So I’m back again. Regional Australia, Western NSW. Dubbo. The temperature is over 32 degrees, the air is still and the outback sun is blasting down under an endless blue sky. The sudden jump in temperature from my previous home is hard to take. Antarctic-induced pale skin is starting to burn red and I’m still wearing the same clothes that I have for the past 6 months.
With 8 hours in suspended animation on Tuesday (as I flew from Hobart to Sydney to Dubbo,) Ive been dreading coming back here. It’s like picking at an open emotional wound; scratching at the bloody crust and sticking your fingers deep inside the cut.
Every time I come back there is that awful cold splash of reality and raw-nerve memory that seems to erase whatever healing has come before – undoes it all in an instant and drags me into past traumas.
*You’re welcome… 😉
This particular homecoming has been very different in that I’m adulting it for a change (instead of burying my head in the sand or running, which are my usual methods of dealing).
The familiar landmarks, places and faces here still cause twinges of guilt/sadness/grief but this time they’re barely discernible. Definitely still there but nowhere near as strong and they seem to pass quickly.
Perhaps finally I’m moving on; past the breakup that caused me so much grief 2 years ago and sent me spinning off blindly into the world (2 years! ffks); coming to uncertain terms with my parents passing; accepting my own newly-realised mortality and then serendipitously finding a new direction in a life that I’d felt was rapidly going down the toilet.
It’s taken these first two traumatic events to give me momentum enough to pull my head out of my arse – do something other than wallow in numbing grief and paralysing self pity. Blindly running for the past 2 years, its time to start adulting.
Move forward and take risks. Travel. Live. Love. Endure.
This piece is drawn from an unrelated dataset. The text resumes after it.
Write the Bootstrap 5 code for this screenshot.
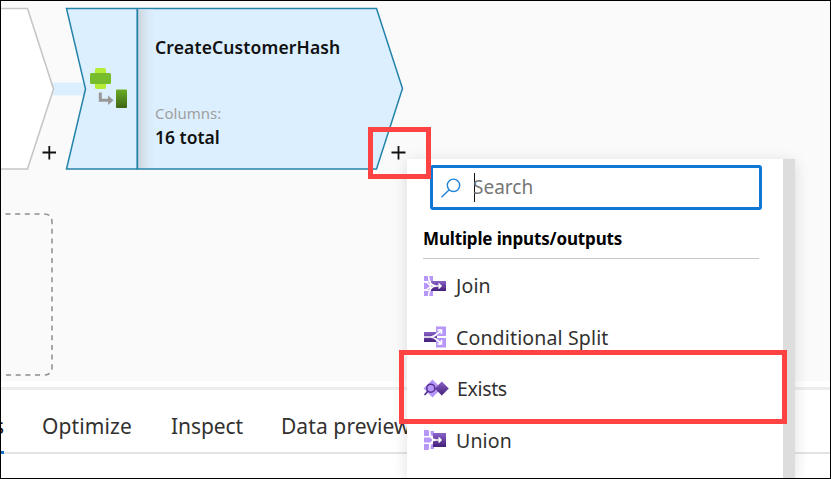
<!DOCTYPE html>
<html lang="en">
<head>
<meta charset="utf-8">
<meta name="viewport" content="width=device-width, initial-scale=1">
<title>Data flow</title>
<link href="https://cdn.jsdelivr.net/npm/bootstrap@5.3.0/dist/css/bootstrap.min.css" rel="stylesheet">
<style>
body{font-family:"Noto Sans","Open Sans",sans-serif;color:#323130}
.app{width:831px;height:479px;border:1px solid #000;background:#fff}
.flow{height:380px;background:#fafafa}
.flow>svg{display:block}
.node-text{left:154px;top:34px;color:#111;line-height:24px}
.node-title{font-size:17.5px;font-weight:600;letter-spacing:.13px}
.node-label{font-size:15px;color:#a09f9e;margin-top:43px;line-height:23px}
.node-total{font-size:17.5px;font-weight:600;letter-spacing:0}
.splitter{height:3px;margin-top:6px;background:#ededed}
.tabs{height:64px;border-bottom:2px solid #e3e3e3;font-size:21px;letter-spacing:-.1px;line-height:30px;padding-top:21px}
.tabs .t0{width:3px;height:43px;direction:rtl;border-bottom:3px solid #0f6fd1;color:#111}
.tabs .t1{margin-left:38px;letter-spacing:.12px}.tabs .t2{margin-left:39px}.tabs .t3{margin-left:38px;letter-spacing:.1px}
.picker{left:406px;top:158px;width:388px;height:319px;box-shadow:0 3px 14px rgba(0,0,0,.13)}
.picker-body{padding:6px 24px 0 16px}
.search{height:45px;margin:0 -3px 0 7px;border:3px solid #0f78d4;border-radius:3px;padding-left:8px;font-size:19px;color:#767676}
.search span{border-left:1.5px solid #111;height:29px;line-height:28px;margin-left:13px;letter-spacing:0}
.search span i{font-style:normal;margin-left:-2px}
.group-title{font-size:17px;font-weight:700;color:#000;line-height:24px;margin-top:17px;padding-bottom:7px;border-bottom:1px solid #c8c8c8;letter-spacing:-.15px}
.pick{height:51.5px;font-size:19.5px;letter-spacing:.15px;gap:9px}
.pick:first-child{margin-top:1px}
.exists-label{letter-spacing:-.35px;margin-left:-1px}
.thumb{width:12px;background:#ddd}
.callout{border:5px solid #ff4343;z-index:3}
</style>
<script src="https://cdn.jsdelivr.net/npm/bootstrap@5.3.0/dist/js/bootstrap.bundle.min.js"></script>
</head>
<body class="m-0 overflow-hidden">
<div class="app position-relative overflow-hidden d-flex flex-column">
  <main class="flow position-relative flex-shrink-0">
    <svg width="829" height="380" viewBox="1 1 829 380" fill="none">
      <defs>
        <linearGradient id="edge"><stop stop-color="#ccd5dd"/><stop offset=".5" stop-color="#d7e6f3"/><stop offset="1" stop-color="#dceffe"/></linearGradient>
        <linearGradient id="green" x2="0" y2="1"><stop stop-color="#69ad27"/><stop offset="1" stop-color="#3d6414"/></linearGradient>
      </defs>
      <path d="M52 82.500H88V95.500H52Z" fill="#dceffe"/>
      <path d="M-5 8.500H27.500L53.500 89L27.500 169H-5Z" fill="#fff" stroke="#c6c6c6" stroke-width="1.600"/>
      <path d="M66.500 8.500H376.500L402.500 88.500L376.500 169H66.500L85.500 89Z" fill="#dceffe" stroke="#2383a8" stroke-width="1.500"/>
      <path d="M138 9.500H154V168H138Z" fill="url(#edge)"/>
      <path d="M137.300 8V169.500" stroke="#2383a8" stroke-width="1.800"/>
      <rect x="95" y="68" width="11" height="21" rx="1.500" fill="#b5ec36"/>
      <rect x="90" y="73" width="21" height="11" rx="1.500" fill="#76bc2d"/>
      <path d="M100.300 92.500V100.300H109" stroke="#999" stroke-width="3"/><path d="M108 95.500L113.500 100.300L108 105Z" fill="#999"/>
      <rect x="116" y="89.500" width="11" height="18.500" rx="1" fill="url(#green)"/>
      <path d="M42.500 152.500H56M49.300 146V159.500M391.500 152.500H405.500M398.500 146V159.500" stroke="#111" stroke-width="1.800"/>
      <path d="M5.500 214H44Q52 214 52 222V367Q52 375 44 375H5.500" stroke="#8d8d8d" stroke-width="1.500" stroke-dasharray="5 4.670"/>
    </svg>
    <div class="node-text position-absolute">
      <div class="node-title">CreateCustomerHash</div>
      <div class="node-label">Columns:</div>
      <div class="node-total">16 total</div>
    </div>
  </main>
  <div class="splitter flex-shrink-0"></div>
  <nav class="tabs d-flex flex-shrink-0">
    <span class="t0 overflow-hidden">s</span>
    <span class="t1">Optimize</span><span class="t2">Inspect</span><span class="t3 text-nowrap">Data preview</span>
  </nav>

  <section class="picker position-absolute bg-white d-flex">
    <div class="picker-body flex-grow-1">
      <div class="search d-flex align-items-center">
        <svg width="20" height="20" viewBox="0 0 20 20" fill="none" stroke="#2184d8" stroke-width="1.400"><circle cx="12.500" cy="7.300" r="6.200"/><path d="M8.200 11.800L.5 19.300"/></svg>
        <span><i>Search</i></span>
      </div>
      <div class="group-title">Multiple inputs/outputs</div>
      <div>
        <div class="pick d-flex align-items-center">
          <svg width="24" height="24" viewBox="0 0 24 24"><defs><linearGradient id="violet" x2="0" y2="1"><stop stop-color="#8a62c9"/><stop offset="1" stop-color="#432078"/></linearGradient></defs><path d="M1 2H10V7H1ZM1 8H7V16H1ZM1 17H10V22H1Z" fill="#b796f9"/><path d="M8 7H23V17H8Z" fill="url(#violet)"/><path d="M0 7.500L4 8.500L8 12L4 15.500L0 16.500M5.500 1C5.500 7 8 12 13 12H18M5.500 23C5.500 17 8 12 13 12M15.500 9.500L18 12L15.500 14.500" fill="none" stroke="#fff" stroke-width="1.500"/></svg>
          <span>Join</span>
        </div>
        <div class="pick d-flex align-items-center">
          <svg width="24" height="24" viewBox="0 0 24 24"><path d="M1 7H14V17H1Z" fill="url(#violet)"/><path d="M13 1.500H23V11H13ZM13 13H23V22.500H13Z" fill="#b796f9"/><path d="M1 12H8C12 12 14 8 18 6M8 12C12 12 14 16 18 18M14.500 5H18.500V9M14.500 19H18.500V15" fill="none" stroke="#fff" stroke-width="1.600"/></svg>
          <span>Conditional Split</span>
        </div>
        <div class="pick d-flex align-items-center">
          <svg width="26" height="24" viewBox="0 0 26 24" class="me-n1"><path d="M9.500 2.500L18.500 11.500L9.500 20.500L.5 11.500Z" fill="#b796f9"/><path d="M18.800 4.500L25.800 11.500L18.800 18.500L11.800 11.500Z" fill="url(#violet)"/><circle cx="7.800" cy="11.200" r="4" fill="#b796f9" stroke="#54308d" stroke-width="1.500"/><path d="M5 14.200L1.500 18" stroke="#54308d" stroke-width="1.700"/></svg>
          <span class="exists-label">Exists</span>
        </div>
        <div class="pick d-flex align-items-center">
          <svg width="24" height="24" viewBox="0 0 24 24"><path d="M1 2H6V8H1ZM1 9.500H9V14.500H1ZM1 16H6V22H1ZM7 3H11V8H7ZM7 16H11V21H7Z" fill="#b796f9"/><path d="M10 5H23V19H10Z" fill="url(#violet)"/><path d="M6.500 1.500C6.500 8 9 12 13 12H18M6.500 22.500C6.500 16 9 12 13 12M15.500 9.500L18 12L15.500 14.500" fill="none" stroke="#fff" stroke-width="1.600"/></svg>
          <span>Union</span>
        </div>
      </div>
    </div>
    <div class="thumb flex-shrink-0"></div>
  </section>
  <div class="callout position-absolute" style="left:367px;top:126px;width:63px;height:52px"></div>
  <div class="callout position-absolute" style="left:398px;top:349px;width:388px;height:74px"></div>
</div>
</body>
</html>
Maybe I’m finally healing; it’s emotional growth and my internal work is finally paying off.
Maybe I just need coffee.
Good Friday today : luckily my sisters bakery cafe is open and I make the 3km walk down to mitigate my caffeine (lack of) /red wine (excess of) induced headache.
MMMM long black and a ham salad baguette…topped off with a panadol.
Everyone I’ve seen here in the past 2 days have been so nice and welcoming, excited by my experiences and almost everyone has commented how lucky they think I am to have these opportunities.
Sorry folks but it’s not luck.
I do feel very fortunate for sure, but lucky? I’ve worked hard all my life to get the qualifications and experience to let me do what I do. Luck has never come into it; there is no mysterious benefactor handing our favors to me, I don’t gamble and I try to embrace whatever opportunity arises.
This is key I think – to stay hungry (cliched but appropriate) and remain open to opportunity – especially be ready to move fast when it finally appears.
Learning from past mistakes is a no-brainer, but it’s really hard to consciously break those unconscious patterns that hold you back…it’s hard, but not impossible once you recognise them.
So what’s helped me the most?
Yoga (yes really!), meditation (essential) and the yoga studies (fascinating) I’ve been doing: plus the support of Yoga buddies (love u guys) – they’ve all unlocked the means to allow me to grow and have really changed my life.
I’ve got a handle on these pattern fuckers and their time is up.
Anyhoo… Its been super nice of my sister to let me stay for a few weeks until I get sorted out here – homeless at the moment until I decide whats next – but again only want to be here for the MINIMUM amount of time possible.
So my plans this time out? Not to make a plan. My strategies of Plans A,B,C to ad nauseum have actually held me back and in hindsight have made me more inflexible.
I have some practical tasks to achieve first; a week long IT Cabling course in Canberra, renew my St Johns First Aid (another 2 day course), and get my old rental house and passport sorted.
Then that’s it. I’m outta here. For good.
**Oh and I’ve met someone. In Tasmania of all places. Early days yet but we shall see what happens. More on that as events arise – for better or worse it’ll make for some interesting stories.